Federal Finance Minister Asad Umar on Friday gravely cautioned against the potential difficulties the country will be faced with if the oil prices in the global markets do not stabilise soon, saying in such an event "it will be bad news for Pakistan".

These remarks came during an interview aired on Channel 92 in which he discussed fiscal measures taken by the newly elected government since it came into power and future plans for the Pakistani economy.

As the interview began, the show host, Mohammad Malick, decided to hit the deck running and asked the finance minister regarding the Saudi investment for CPEC secured by a delegation which visited the kingdom recently.

"The visit to Saudi Arabia was symbolic. The three grants were already in the pipeline. The visit showed the world that there is progress being made in the relationship between the two countries," said Umar.

Answering a question about the perceived crunch that 1.3 million people, who are already giving taxes in the country, have been put into with increased taxes imposed on them, Umar said: "I have another bad news for you, there are only 1.3 million filers, out of which only around 0.7 million actually pay taxes."

"We have not levied additional taxes on these taxpayers. Whenever people meet me they say 'yar bara zulm kiya hai' (You have been very cruel)."

He said that beginning yesterday the government has started to catch those people who do not pay any taxes but buy vehicles worth millions.

"The Federal Board of Revenue (FBR) will see to this, and bring those people into the tax net," Umar vowed.

"Initially, FBR is going to catch the top 100 people who have bought the most amount of land and cars, but are not filers and do not give taxes. This will be done over the span of a few weeks after which in a comprehensive exercise people who have lavish lifestyles, as in travelling in the business class etc will be identified.

"I thought you would ask why only 100 people, let me answer that anyway, it is 100 people so that FBR cannot sidestep this and say that as there are too many people the exercise will take too long. With only 100 people, the exercise will not take more than a few weeks," he explained.

When questioned whether the government plans on approaching the International Monetary Fund (IMF), he responded by saying: "I would like anyone to find any answer besides the one I am about to give — we will look at all options including going to the IMF given the situation, after which I will give my recommendation to the prime minister, who in turn can decide to act upon it or look to other avenues."

In response to the host's comment regarding the general perception that the government has no idea what to do with the (finance) ministry, he said: "For four years they did not make any decisions about gas. They wreaked havoc with the department."

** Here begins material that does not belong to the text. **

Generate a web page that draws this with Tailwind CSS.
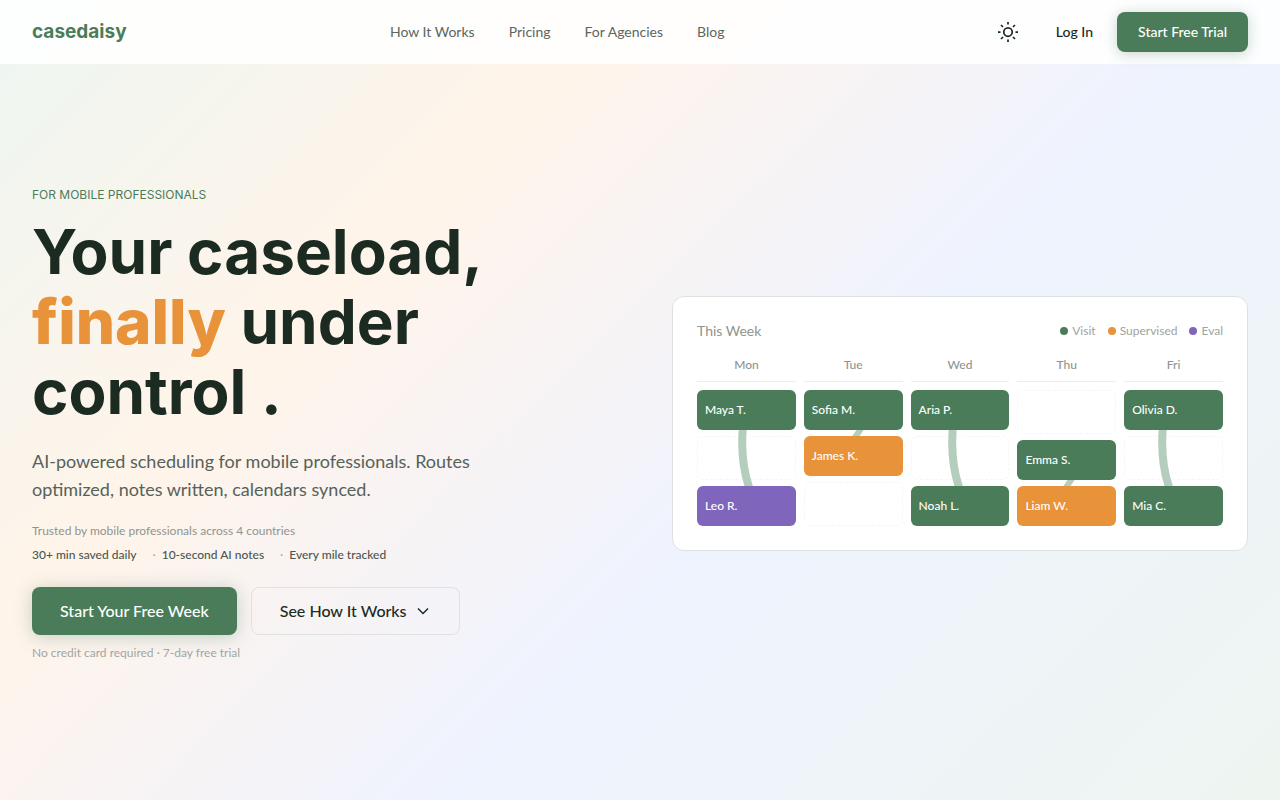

"They [the past government] did not take any action on the electricity department for years. In the past 30 days, our government has taken clear decisions on all the matters we have touched upon," he said defending the government's performance.

As the conversation turned to scandals such as the liquefied natural gas (LNG) contract corruption case, Umar said that the government has had a meeting on LNG terminals with the Economic Coordination Committee (ECC) and reports have been sought on the matter. He assured that the issue is up for review and decisions will be taken soon to address it.

Moving on to the taxes levied on Liquefied Petroleum Gas (LPG) Umar pointed out that there was previously a 30 per cent tax imposed on LPG which has now been reduced to 10 per cent, "in view of the fact that it is a commodity widely used by the common man".

The minister said that National Electric Power Regulatory Authority (Nepra) had attempted to increase the price of electricity but "we stopped them, asked them to submit to us their plan and their past performance first before we can allow them to increase prices".

Responding to a query regarding the government's plan on facilitating online purchases through the use of a global payment system, the finance minister said: "A platform like PayPal or its equivalent is required in the country for the immensely talented youth to be able to do online business. Just yesterday I had a meeting with a company that is an equivalent to PayPal, and we will have either Paypal or a similar system in the country soon."

Expressing regret on the Supreme Court's verdict regarding PTI leader Jahangir Tareen's disqualification, the finance minister said: "I am very sad about this verdict of disqualification on a personal level. However, it is a court order and we respect that. I have not worked with a minister better than Tareen sahab. The court order bars him from holding an office with the Tehreek-i-Insaf...the nation has lost a man who could have done so much for the country.

"Knowing Tareen, however, we know he would find a way to work for the country," he concluded with optimism.